> Exactly. And that should answer Dale's question of "So what is the
> point of having a copyright office." Your work is automatically under
> copyright when you create it. But if you register the work with the US
> Copyright Office, then you have a solid legal ground if someone else
> comes along later and tries to claim "I made that."

Essentially, registering copyright provides a formal legal date as of
when copyright existed, and allows you to sue for much higher damages
if you take someone to court.

Whether you *do* take someone to court is another matter.  There are
costs in time and money, and you are looking at legal fees and court
costs regardless.

I've seen cases that haven't gone to court because of the costs.  For
example, Margaret Mitchell's original novel of "Gone with the Wind",
has long since lapsed into the public domain.  But you won't see a
free or cheap electronic copy in the US.  The Mitchell Estate
threatens legal action if you try.  They have no legal leg to stand
on, but no one that might be inclined to do it has the time and money
to fight them in court

(You can find Gone with the Wind on Australian Project Gutenberg.)

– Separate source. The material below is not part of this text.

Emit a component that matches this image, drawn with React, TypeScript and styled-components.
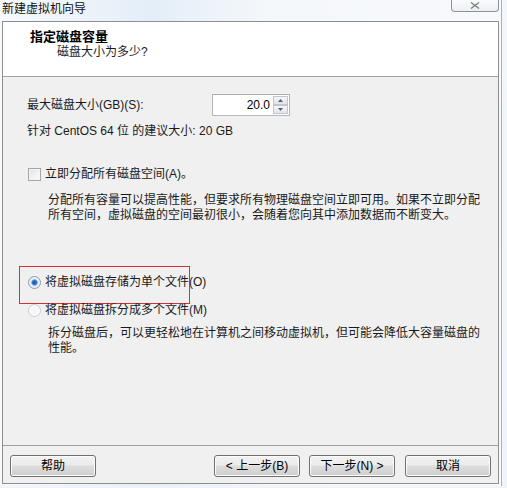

> The same applies to trademark, by the way. Anyone can claim a
> trademark on something. You don't have to register it. But by filing
> your trademark with the US Patent and Trademark Office, you have
> greater legal standing if someone tries to use the trademark. That's
> the difference between ™ and ®. You can claim any trademark with ™. If
> you register your trademark with the USPTO, you can use ®.

There's a critical difference in trademark/service mark handling.

When you register a copyright, you pay the fee, submit sample copies
of teh work, and when the paperwork is processed, you have a
registered copyright.
.
When you register a trademark/service mark, you apply for
registration, and wait to see whether anyone objects.  If no one does,
you get the registered mark.

And *doing* trademark searches is a good idea.  Years back, TV network
NBC decided to update their logo and associated branding.  They hired
iconic design firm Chermayeff and Geismar to do the new look for them.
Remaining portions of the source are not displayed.